**Input for this task**
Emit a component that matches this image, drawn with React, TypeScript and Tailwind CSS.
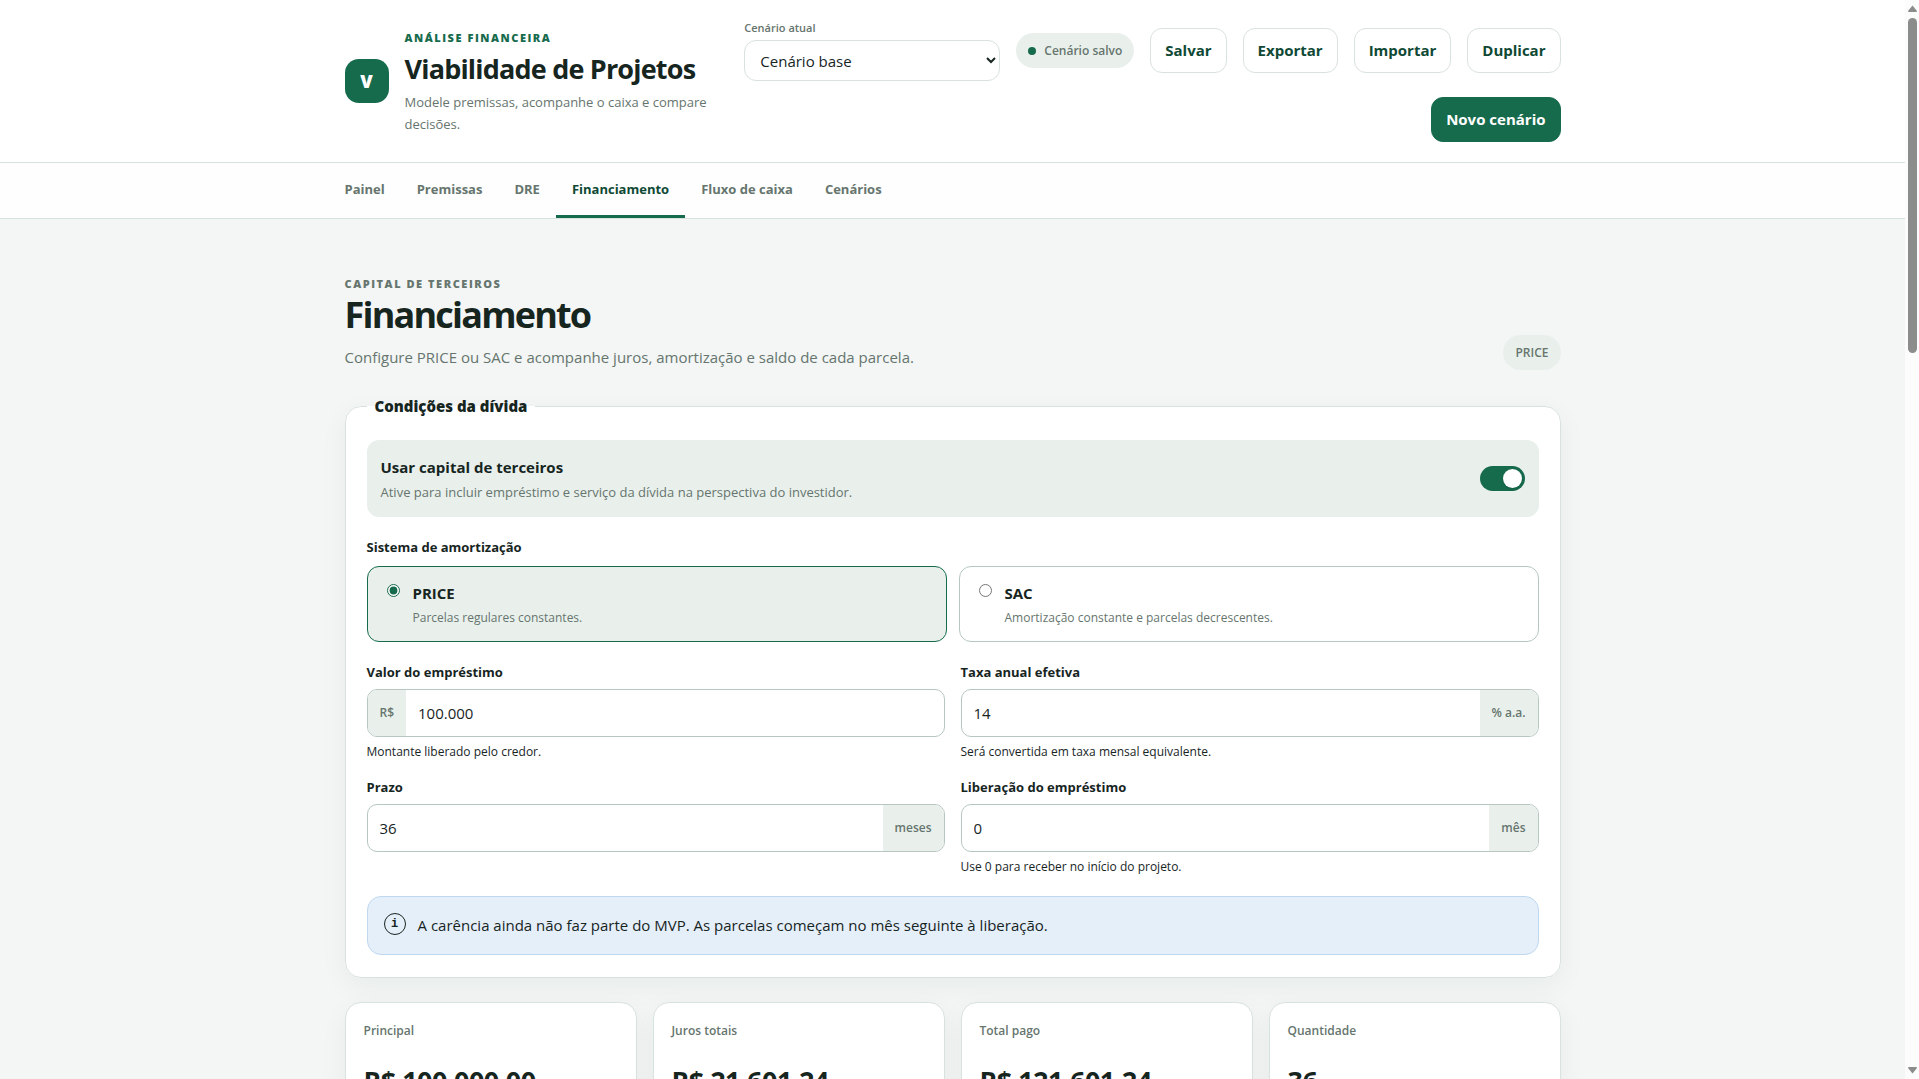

...

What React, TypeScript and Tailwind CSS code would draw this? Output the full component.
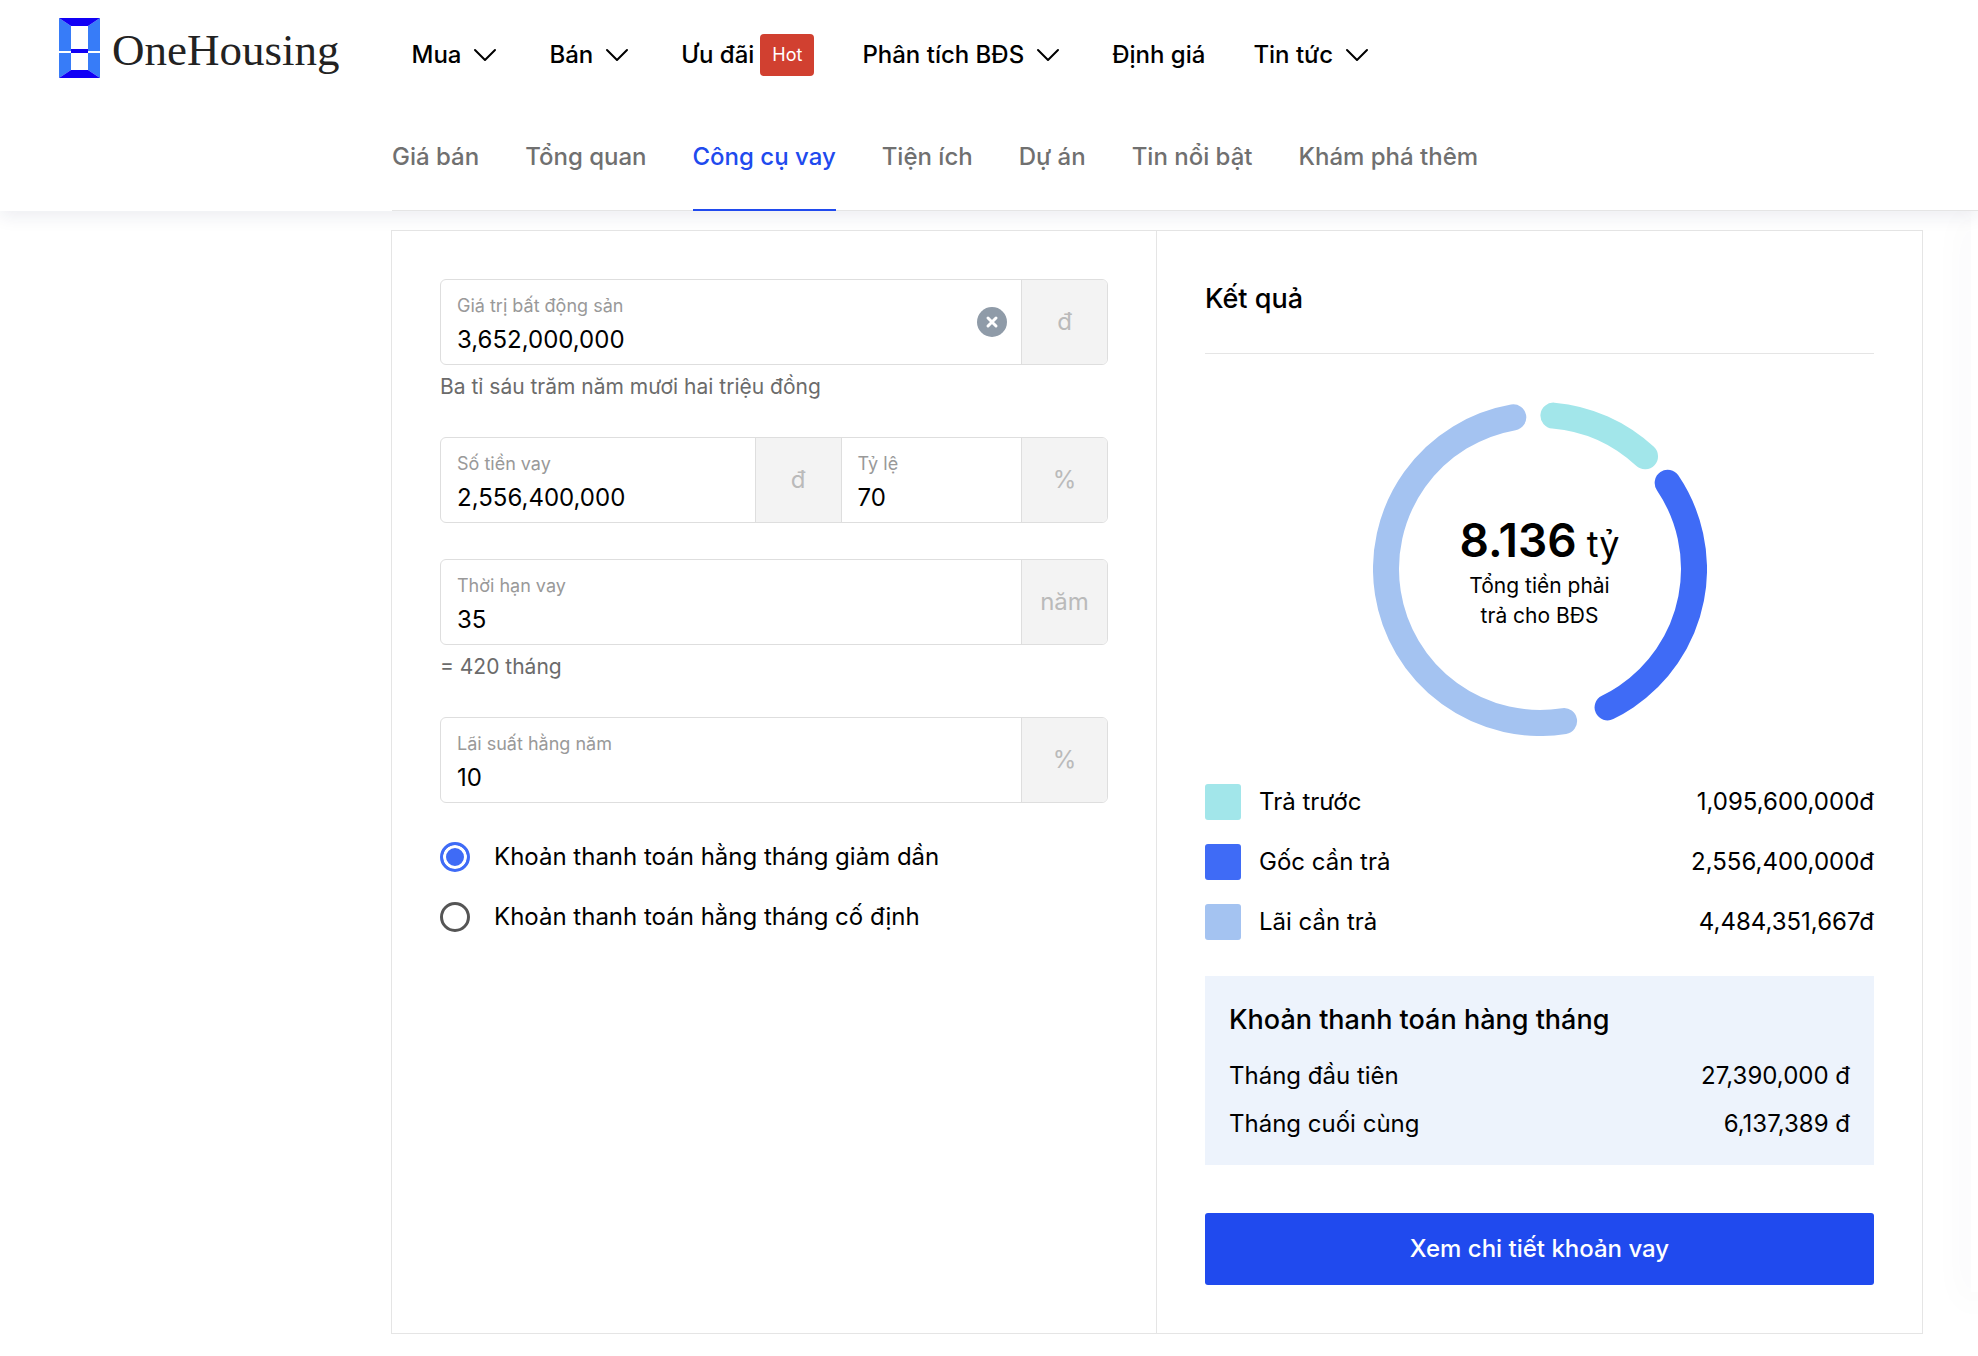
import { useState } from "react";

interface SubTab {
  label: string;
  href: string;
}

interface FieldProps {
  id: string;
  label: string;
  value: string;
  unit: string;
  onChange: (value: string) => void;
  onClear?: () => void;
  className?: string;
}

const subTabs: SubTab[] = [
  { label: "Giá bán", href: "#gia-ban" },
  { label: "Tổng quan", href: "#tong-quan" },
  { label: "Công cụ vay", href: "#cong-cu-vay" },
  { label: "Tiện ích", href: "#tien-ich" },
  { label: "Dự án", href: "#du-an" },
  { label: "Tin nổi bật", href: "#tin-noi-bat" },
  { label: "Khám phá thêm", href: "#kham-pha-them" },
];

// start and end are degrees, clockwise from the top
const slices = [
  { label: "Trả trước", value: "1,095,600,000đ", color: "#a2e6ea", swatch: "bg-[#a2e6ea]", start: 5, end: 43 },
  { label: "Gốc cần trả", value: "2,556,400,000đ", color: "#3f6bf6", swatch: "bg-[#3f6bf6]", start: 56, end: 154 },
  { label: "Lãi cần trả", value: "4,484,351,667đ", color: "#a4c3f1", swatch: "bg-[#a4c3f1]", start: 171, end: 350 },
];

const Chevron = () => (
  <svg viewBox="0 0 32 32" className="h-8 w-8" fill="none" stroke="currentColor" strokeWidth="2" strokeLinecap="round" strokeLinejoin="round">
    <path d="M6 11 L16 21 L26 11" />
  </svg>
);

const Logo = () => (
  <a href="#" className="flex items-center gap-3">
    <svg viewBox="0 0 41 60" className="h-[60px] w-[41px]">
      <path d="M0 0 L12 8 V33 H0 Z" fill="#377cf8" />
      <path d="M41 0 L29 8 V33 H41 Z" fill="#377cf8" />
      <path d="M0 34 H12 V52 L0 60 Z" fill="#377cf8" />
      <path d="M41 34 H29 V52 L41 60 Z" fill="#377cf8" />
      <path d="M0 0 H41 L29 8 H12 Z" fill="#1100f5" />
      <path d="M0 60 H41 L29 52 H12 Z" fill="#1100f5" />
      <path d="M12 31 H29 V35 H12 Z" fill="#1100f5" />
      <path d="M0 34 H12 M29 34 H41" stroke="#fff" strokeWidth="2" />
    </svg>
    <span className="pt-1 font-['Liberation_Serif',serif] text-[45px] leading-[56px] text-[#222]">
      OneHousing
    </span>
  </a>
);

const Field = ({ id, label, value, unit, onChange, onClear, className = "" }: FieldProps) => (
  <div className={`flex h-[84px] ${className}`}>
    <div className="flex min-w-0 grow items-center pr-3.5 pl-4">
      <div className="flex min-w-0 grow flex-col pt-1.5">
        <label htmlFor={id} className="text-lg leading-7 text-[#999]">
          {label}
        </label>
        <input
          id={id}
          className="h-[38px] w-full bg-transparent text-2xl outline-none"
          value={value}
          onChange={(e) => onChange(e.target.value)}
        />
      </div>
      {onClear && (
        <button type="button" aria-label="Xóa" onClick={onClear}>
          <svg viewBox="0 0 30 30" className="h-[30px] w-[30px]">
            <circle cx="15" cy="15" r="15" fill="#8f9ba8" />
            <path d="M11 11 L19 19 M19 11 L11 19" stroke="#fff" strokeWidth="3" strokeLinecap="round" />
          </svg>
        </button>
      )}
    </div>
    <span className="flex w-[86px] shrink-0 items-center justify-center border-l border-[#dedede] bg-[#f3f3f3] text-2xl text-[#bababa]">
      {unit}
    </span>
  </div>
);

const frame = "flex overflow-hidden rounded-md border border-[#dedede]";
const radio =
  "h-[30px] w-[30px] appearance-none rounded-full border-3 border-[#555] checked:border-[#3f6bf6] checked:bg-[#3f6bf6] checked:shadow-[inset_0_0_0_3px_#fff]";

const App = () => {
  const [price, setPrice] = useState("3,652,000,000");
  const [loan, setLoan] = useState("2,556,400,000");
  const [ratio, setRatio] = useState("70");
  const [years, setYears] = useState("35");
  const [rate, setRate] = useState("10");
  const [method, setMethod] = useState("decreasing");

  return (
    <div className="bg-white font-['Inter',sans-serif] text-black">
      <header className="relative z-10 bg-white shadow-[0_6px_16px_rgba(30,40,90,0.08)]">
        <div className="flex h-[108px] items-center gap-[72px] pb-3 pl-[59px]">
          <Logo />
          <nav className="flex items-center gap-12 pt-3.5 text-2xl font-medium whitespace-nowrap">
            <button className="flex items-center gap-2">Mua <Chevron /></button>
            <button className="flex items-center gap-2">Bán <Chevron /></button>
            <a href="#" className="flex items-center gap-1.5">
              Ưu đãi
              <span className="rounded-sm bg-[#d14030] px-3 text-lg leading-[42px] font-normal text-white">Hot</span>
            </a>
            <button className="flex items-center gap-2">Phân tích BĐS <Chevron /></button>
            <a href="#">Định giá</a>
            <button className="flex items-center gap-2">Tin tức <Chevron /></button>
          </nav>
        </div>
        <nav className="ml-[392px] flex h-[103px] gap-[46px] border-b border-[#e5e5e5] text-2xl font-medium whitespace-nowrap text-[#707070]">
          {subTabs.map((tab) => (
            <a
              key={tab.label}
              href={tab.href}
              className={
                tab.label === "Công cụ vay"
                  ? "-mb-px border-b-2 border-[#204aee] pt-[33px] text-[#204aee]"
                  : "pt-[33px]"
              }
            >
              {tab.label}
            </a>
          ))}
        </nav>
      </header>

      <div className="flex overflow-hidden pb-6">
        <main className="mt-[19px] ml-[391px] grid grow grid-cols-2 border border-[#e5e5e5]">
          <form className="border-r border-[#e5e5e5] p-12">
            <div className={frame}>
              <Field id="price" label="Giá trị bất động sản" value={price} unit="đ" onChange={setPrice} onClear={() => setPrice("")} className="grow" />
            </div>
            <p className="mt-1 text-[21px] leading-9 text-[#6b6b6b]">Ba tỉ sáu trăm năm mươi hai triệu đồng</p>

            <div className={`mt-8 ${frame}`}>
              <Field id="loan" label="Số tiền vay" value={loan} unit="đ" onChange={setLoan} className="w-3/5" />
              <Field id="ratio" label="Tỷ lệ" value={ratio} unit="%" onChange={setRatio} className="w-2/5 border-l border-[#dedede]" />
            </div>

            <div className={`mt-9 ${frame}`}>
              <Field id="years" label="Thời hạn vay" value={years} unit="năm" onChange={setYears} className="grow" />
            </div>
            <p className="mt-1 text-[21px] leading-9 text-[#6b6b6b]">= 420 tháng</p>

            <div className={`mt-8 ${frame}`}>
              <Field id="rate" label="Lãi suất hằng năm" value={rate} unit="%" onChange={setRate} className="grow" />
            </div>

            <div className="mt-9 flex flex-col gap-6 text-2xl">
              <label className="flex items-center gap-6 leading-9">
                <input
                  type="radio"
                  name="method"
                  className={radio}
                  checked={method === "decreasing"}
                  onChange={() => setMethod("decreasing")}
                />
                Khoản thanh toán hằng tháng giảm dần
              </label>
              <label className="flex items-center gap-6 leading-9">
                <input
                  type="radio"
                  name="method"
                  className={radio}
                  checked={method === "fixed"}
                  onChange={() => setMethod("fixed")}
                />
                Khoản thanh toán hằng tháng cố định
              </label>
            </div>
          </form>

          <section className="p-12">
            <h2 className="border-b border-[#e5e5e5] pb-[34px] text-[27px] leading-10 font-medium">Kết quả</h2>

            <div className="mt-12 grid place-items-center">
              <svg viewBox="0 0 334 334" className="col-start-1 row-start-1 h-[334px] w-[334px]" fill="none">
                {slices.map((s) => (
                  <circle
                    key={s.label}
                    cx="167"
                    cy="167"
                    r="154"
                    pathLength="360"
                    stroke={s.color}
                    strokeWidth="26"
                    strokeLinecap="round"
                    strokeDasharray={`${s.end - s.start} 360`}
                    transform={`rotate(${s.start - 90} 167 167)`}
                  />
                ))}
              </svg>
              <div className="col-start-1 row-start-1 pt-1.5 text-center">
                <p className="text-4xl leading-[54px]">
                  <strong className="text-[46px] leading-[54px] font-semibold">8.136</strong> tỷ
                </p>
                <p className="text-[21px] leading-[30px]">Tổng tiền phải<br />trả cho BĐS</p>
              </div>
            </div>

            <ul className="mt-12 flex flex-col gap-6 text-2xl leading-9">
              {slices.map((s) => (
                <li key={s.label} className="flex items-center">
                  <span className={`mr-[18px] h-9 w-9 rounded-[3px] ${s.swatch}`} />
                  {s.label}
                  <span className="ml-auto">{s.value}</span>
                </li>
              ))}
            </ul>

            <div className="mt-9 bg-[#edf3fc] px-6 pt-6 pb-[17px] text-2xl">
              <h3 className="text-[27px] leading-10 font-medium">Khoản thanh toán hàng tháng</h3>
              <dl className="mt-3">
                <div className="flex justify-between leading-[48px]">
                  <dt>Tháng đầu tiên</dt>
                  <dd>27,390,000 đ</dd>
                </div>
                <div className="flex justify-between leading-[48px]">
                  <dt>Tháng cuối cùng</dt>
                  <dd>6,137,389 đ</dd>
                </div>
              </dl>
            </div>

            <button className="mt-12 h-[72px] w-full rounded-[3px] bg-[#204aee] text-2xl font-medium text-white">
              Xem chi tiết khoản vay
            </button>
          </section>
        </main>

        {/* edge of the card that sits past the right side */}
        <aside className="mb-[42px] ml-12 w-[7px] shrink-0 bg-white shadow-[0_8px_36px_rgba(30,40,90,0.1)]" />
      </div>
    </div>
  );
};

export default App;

**Task requirements**
Give the count of lines that hold the word "component", with nothing added.

**Task solution**
2